As a community, we're engaged in a divisive debate between estimates and #noprojects / #noestimates. Each side has its impassioned advocates, and they see each other as variously as hidebound or naive.

But the clue's right there in the name. If you're not doing projects, then the #noprojects paradigm might be an fantastic fit. #noestimates might clear a swath of unnecessary overhead - even enable you to make more accurate forecasts!

If you're doing projects, this doesn't apply. Your investors still need...a project and much that comes with it.

What doesn't this mean?

This doesn't mean that projects are waterfall and #noprojects is agile. It might mean that projects sacrifice a degree of agility for a degree of predictability. How far you end up along the agile spectrum may depend on the appetite of the investor and the deftness of the team.

In similar vein, it doesn't mean that there's a hard-and-fast divide between the models. The team doing a project within a product that they support. The ongoing dev effort managed as mini-projects. There are as many ways to blur the lines as there are individual circumstances.

Where from here?

As a software delivery professional, my role is to create clarity and shared understanding. Part of that is agreeing a shared language. So I propose the following.
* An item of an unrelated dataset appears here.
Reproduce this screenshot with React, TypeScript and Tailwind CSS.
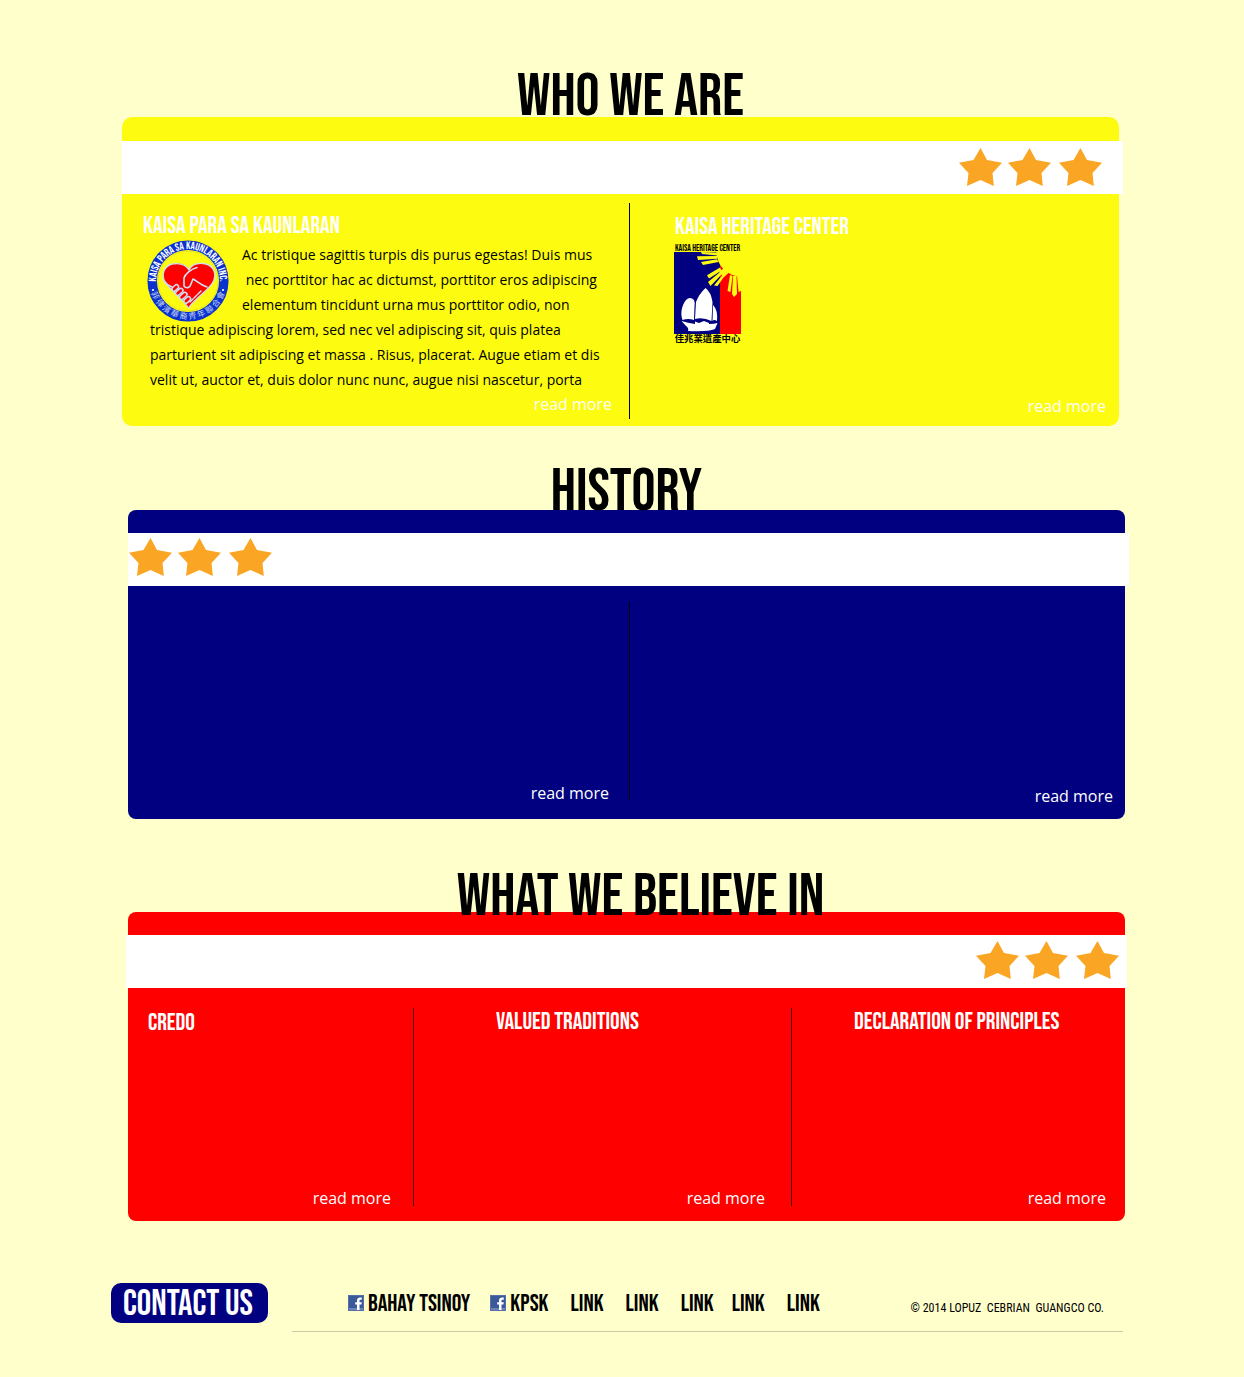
import type { ReactNode } from "react";

function Star() {
  return (
    <svg viewBox="0 0 43 38" className="h-[38px] w-[43px]" fill="#faa523" aria-hidden="true">
      <path d="M21.5 0L28 12L43 14.8L33.5 25L34.8 38L21.5 32L8 38L9.5 25L0 14.8L14.5 12Z" />
    </svg>
  );
}

function Stars() {
  return (
    <div className="flex">
      <Star />
      <span className="ml-1.5 mr-2 flex">
        <Star />
      </span>
      <Star />
    </div>
  );
}

function ReadMore() {
  return (
    <a href="#more" className="mt-auto self-end text-base leading-6 text-white">
      read more
    </a>
  );
}

function Title({ children }: { children: ReactNode }) {
  return (
    <h3 className="font-['Bebas_Neue',Oswald,sans-serif] text-2xl leading-6 text-white">{children}</h3>
  );
}

function Heading({ children, className = "" }: { children: ReactNode; className?: string }) {
  return (
    <h2
      className={`relative text-center font-['Bebas_Neue',Oswald,sans-serif] text-[60px] leading-10 text-black ${className}`}
    >
      {children}
    </h2>
  );
}

function KaisaLogo() {
  return (
    <svg
      viewBox="0 0 82 82"
      className="h-[82px] w-[82px] overflow-visible"
      role="img"
      aria-label="Kaisa Para Sa Kaunlaran Inc."
    >
      <defs>
        <path id="arc-top" d="M12.7 56A32 32 0 1 1 69.3 56" />
        <path id="arc-bottom" d="M2.2 44A39 39 0 0 0 79.8 44" />
      </defs>
      <circle cx="41" cy="41" r="35.8" fill="none" stroke="#0b32cf" strokeWidth="9.5" />
      <circle cx="41" cy="41" r="30" fill="none" stroke="#d4d83a" strokeWidth="0.6" />
      <text fill="#ffffff" fontSize="10.6" textAnchor="middle" className="font-['Bebas_Neue',Oswald,sans-serif]">
        <textPath href="#arc-top" startOffset="50%">
          KAISA PARA SA KAUNLARAN INC.
        </textPath>
      </text>
      <text fill="#c3d2f4" fontSize="8" textAnchor="middle" className="font-['Noto_Sans_CJK_TC',sans-serif]">
        <textPath href="#arc-bottom" startOffset="50%">
          菲 律 濱 華 裔 青 年 聯 合 會
        </textPath>
      </text>
      <circle cx="6" cy="50" r="1.1" fill="#fff" />
      <circle cx="76" cy="50" r="1.1" fill="#fff" />
      <path
        d="M42 30C38 23 31 23 25 24C17 26 14 35 18 42C21 48 35 58 41.5 68C48 58 62 50 66 42C70 35 67 26 59 24C52 22.5 45 24 42 30Z"
        fill="#fe0000"
        stroke="#cfe0f0"
        strokeWidth="1.3"
      />
      <g fill="none" stroke="#cfe0f0" strokeWidth="1.6" strokeLinecap="round" strokeLinejoin="round">
        <path d="M50 27.5C44 29 38 34 37 38V46C39 49 43 48 44 44L46 39C50 41 53 45 60 47" />
        <path d="M17 41C21 46 23 46 25 47" />
      </g>
      <g fill="#fe0000" stroke="#cfe0f0" strokeWidth="1.5">
        <rect x="-3.5" y="-2" width="7.5" height="4.2" rx="2.1" transform="translate(28 48) rotate(-42)" />
        <rect x="-4" y="-2" width="8.5" height="4.2" rx="2.1" transform="translate(32 52) rotate(-42)" />
        <rect x="-4" y="-2" width="8.5" height="4.2" rx="2.1" transform="translate(36 56) rotate(-42)" />
        <rect x="-3.5" y="-2" width="7.5" height="4.2" rx="2.1" transform="translate(40 60) rotate(-42)" />
      </g>
      <path d="M43 62L46 59M47 58L50 55M51 54L54 51" stroke="#cfe0f0" strokeWidth="1.5" strokeLinecap="round" />
    </svg>
  );
}

function HeritageLogo() {
  return (
    <svg viewBox="0 0 67 100" className="h-[100px] w-[67px]" role="img" aria-label="Kaisa Heritage Center">
      <defs>
        <clipPath id="flag">
          <rect x="0" y="8" width="67" height="82" />
        </clipPath>
      </defs>
      <text
        x="33.5"
        y="7"
        fontSize="9"
        textAnchor="middle"
        fill="#000"
        className="font-['Bebas_Neue',Oswald,sans-serif]"
      >
        KAISA HERITAGE CENTER
      </text>
      <g clipPath="url(#flag)">
        <rect x="0" y="8" width="46" height="82" fill="#000080" />
        <rect x="46" y="8" width="21" height="82" fill="#fe0000" />
        <circle cx="67" cy="8" r="24.5" fill="#fdfb0f" />
        <g fill="#fdfb0f">
          <path d="M43 8.5L27 8L28 10L43 11.5Z" />
          <path d="M43 12L23 12.3L24 16L43 14.7Z" />
          <path d="M43 15.2L27 18L29 21L44.5 18Z" />
          <path d="M46 23.5L33 31.2L35 34.5L47.5 26.5Z" />
          <path d="M48 26.5L34 38L36.5 42L50 28Z" />
          <path d="M50.5 28.5L40 41.5L43.5 42L52 30Z" />
          <path d="M45 28L50 24L55 28.5L50 33Z" />
          <path d="M56 31L53.5 47L56.5 48L58.5 32Z" />
          <path d="M59 32L58 50L60 53L63 50L62.5 32Z" />
          <path d="M63 32L64.5 48L67 47V32Z" />
        </g>
      </g>
      <g fill="#fff">
        <path d="M8.5 76C6 69 8 61 12 56Q16 52 20 56Q21 58 20.5 62L20 76Q14 74 8.5 76Z" />
        <path d="M21 75L22 58Q25 50 31.5 44Q37 48 38.5 58L37.5 77Q29 73 21 75Z" />
        <path d="M39 61Q44 66 43 77Q40 75 38.5 77Z" />
        <path d="M7.5 77Q14 79 21 80V77.5L25 79L30 77L35 79V80Q40 80 43.5 79L41 85Q34 88 14 87Q15 84 12 82Z" />
      </g>
      <text
        x="33.5"
        y="98"
        fontSize="9.4"
        fontWeight="700"
        textAnchor="middle"
        fill="#000"
        className="font-['Noto_Sans_CJK_TC',sans-serif]"
      >
        佳兆業遺產中心
      </text>
    </svg>
  );
}

function FacebookIcon() {
  return (
    <svg viewBox="0 0 16 16" className="mb-0.5 mr-1 h-4 w-4" aria-hidden="true">
      <rect width="16" height="16" fill="#3b5998" />
      <rect x="0.5" y="0.5" width="15" height="15" fill="none" stroke="#5570a8" />
      <rect x="1" y="13" width="14" height="2" fill="#6d84b4" />
      <path
        d="M9 15V9.5H7.2V7.2H9V5.5C9 3.5 10.2 2.5 12 2.5H13.8V4.8H12.6C11.7 4.8 11.5 5.2 11.5 5.9V7.2H13.8L13.5 9.5H11.5V15Z"
        fill="#fff"
      />
    </svg>
  );
}

const links = [
  { label: "BAHAY TSINOY", icon: true, gap: "" },
  { label: "KPSK", icon: true, gap: "ml-5" },
  { label: "LINK", icon: false, gap: "ml-[22px]" },
  { label: "LINK", icon: false, gap: "ml-[22px]" },
  { label: "LINK", icon: false, gap: "ml-[22px]" },
  { label: "LINK", icon: false, gap: "ml-[18px]" },
  { label: "LINK", icon: false, gap: "ml-[22px]" },
];

export default function App() {
  return (
    <div className="min-h-screen bg-[#ffffcc] pb-11 pt-[77px] font-['Open_Sans','Noto_Sans',sans-serif] text-black">
      <main>
        <section className="ml-[122px] mr-[125px]">
          <Heading className="pl-5">WHO WE ARE</Heading>
          <div className="rounded-[10px] bg-[#fdfb0f] pt-6">
            <div className="-mr-1 flex justify-end bg-white pb-2 pr-[21px] pt-[7px]">
              <Stars />
            </div>
            <div className="grid min-h-[232px] grid-cols-[507fr_1px_489fr]">
              <article className="flex flex-col pb-2.5 pl-[21px] pr-[17px] pt-5">
                <Title>KAISA PARA SA KAUNLARAN</Title>
                <div className="ml-[7px] mt-1 whitespace-nowrap text-sm leading-[25px]">
                  <div className="float-left -ml-[3px] -mt-0.5 mr-[13px] h-[74px]">
                    <KaisaLogo />
                  </div>
                  <p>
                    Ac tristique sagittis turpis dis purus egestas! Duis mus
                    <br />
                    &nbsp;nec porttitor hac ac dictumst, porttitor eros adipiscing
                    <br />
                    elementum tincidunt urna mus porttitor odio, non
                    <br />
                    tristique adipiscing lorem, sed nec vel adipiscing sit, quis platea
                    <br />
                    parturient sit adipiscing et massa . Risus, placerat. Augue etiam et dis
                    <br />
                    velit ut, auctor et, duis dolor nunc nunc, augue nisi nascetur, porta
                  </p>
                </div>
                <ReadMore />
              </article>
              <div className="mb-[7px] mt-[9px] bg-black" />
              <article className="flex flex-col pb-2 pl-[45px] pr-[13px] pt-[21px]">
                <Title>KAISA HERITAGE CENTER</Title>
                <div className="-ml-px mt-[5px]">
                  <HeritageLogo />
                </div>
                <ReadMore />
              </article>
            </div>
          </div>
        </section>

        <section className="ml-[128px] mr-[119px] mt-[46px]">
          <Heading className="-mb-0.5">HISTORY</Heading>
          <div className="rounded-lg bg-[#000080] pt-[23px]">
            <div className="-mr-1 flex bg-white pb-2.5 pl-px pt-[5px]">
              <Stars />
            </div>
            <div className="grid min-h-[233px] grid-cols-[501fr_1px_495fr]">
              <article className="flex flex-col pb-3.5 pr-5">
                <ReadMore />
              </article>
              <div className="mb-[19px] mt-4 bg-black" />
              <article className="flex flex-col pb-[11px] pr-3">
                <ReadMore />
              </article>
            </div>
          </div>
        </section>

        <section className="ml-[128px] mr-[119px] mt-[58px]">
          <Heading className="-mb-[5px] pl-7">WHAT WE BELIEVE IN</Heading>
          <div className="rounded-lg bg-[#ff0000] pt-[23px]">
            <div className="-mx-0.5 flex justify-end bg-white pb-[9px] pr-2 pt-1.5">
              <Stars />
            </div>
            <div className="grid min-h-[233px] grid-cols-[285fr_1px_377fr_1px_333fr]">
              <article className="flex flex-col pb-[11px] pl-5 pr-[22px] pt-[23px]">
                <Title>CREDO</Title>
                <ReadMore />
              </article>
              <div className="mb-[15px] mt-5 bg-[#500000]" />
              <article className="flex flex-col pb-[11px] pl-[82px] pr-[26px] pt-[22px]">
                <Title>VALUED TRADITIONS</Title>
                <ReadMore />
              </article>
              <div className="mb-[15px] mt-5 bg-[#500000]" />
              <article className="flex flex-col pb-[11px] pl-[62px] pr-[19px] pt-[22px]">
                <Title>DECLARATION OF PRINCIPLES</Title>
                <ReadMore />
              </article>
            </div>
          </div>
        </section>
      </main>

      <footer className="ml-[111px] mr-[121px] mt-[62px] flex items-start">
        <button
          type="button"
          className="shrink-0 rounded-[10px] bg-[#000080] pl-3 pr-[15px] pt-1 font-['Bebas_Neue',Oswald,sans-serif] text-4xl leading-9 text-white"
        >
          CONTACT US
        </button>
        <div className="ml-6 flex h-[49px] grow items-start justify-between border-b border-[#c9cba3] pl-14 pr-[19px] pt-[9px]">
          <nav className="flex">
            {links.map((link, i) => (
              <a
                key={i}
                href="#link"
                className={`flex items-center font-['Bebas_Neue',Oswald,sans-serif] text-2xl leading-6 ${link.gap}`}
              >
                {link.icon && <FacebookIcon />}
                {link.label}
              </a>
            ))}
          </nav>
          <p className="pt-2 font-['Roboto_Condensed','Open_Sans',sans-serif] text-xs leading-4">
            © 2014 LOPUZ&nbsp; CEBRIAN&nbsp; GUANGCO CO.
          </p>
        </div>
      </footer>
    </div>
  );
}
Within the class of Software Delivery we have three (maybe more) subclasses:

  • Projects
  • Product Development
  • Support

Because they are all Software Delivery, some aspects of all three are very similar.
And because they have different technical and management requirements, techniques that are suited to one are not appropriate for another.

And perhaps we can re-frame the #noprojects debate. Rather than pushing dogmatic points on two 'sides' that now appear illusory, we can ask when are #noprojects and #noestimates approaches beneficial? What new tools can #noprojects and #noestimates thinking add to the seasoned software pro's armoury? And framed like this, might they even find applicability in the projects domain?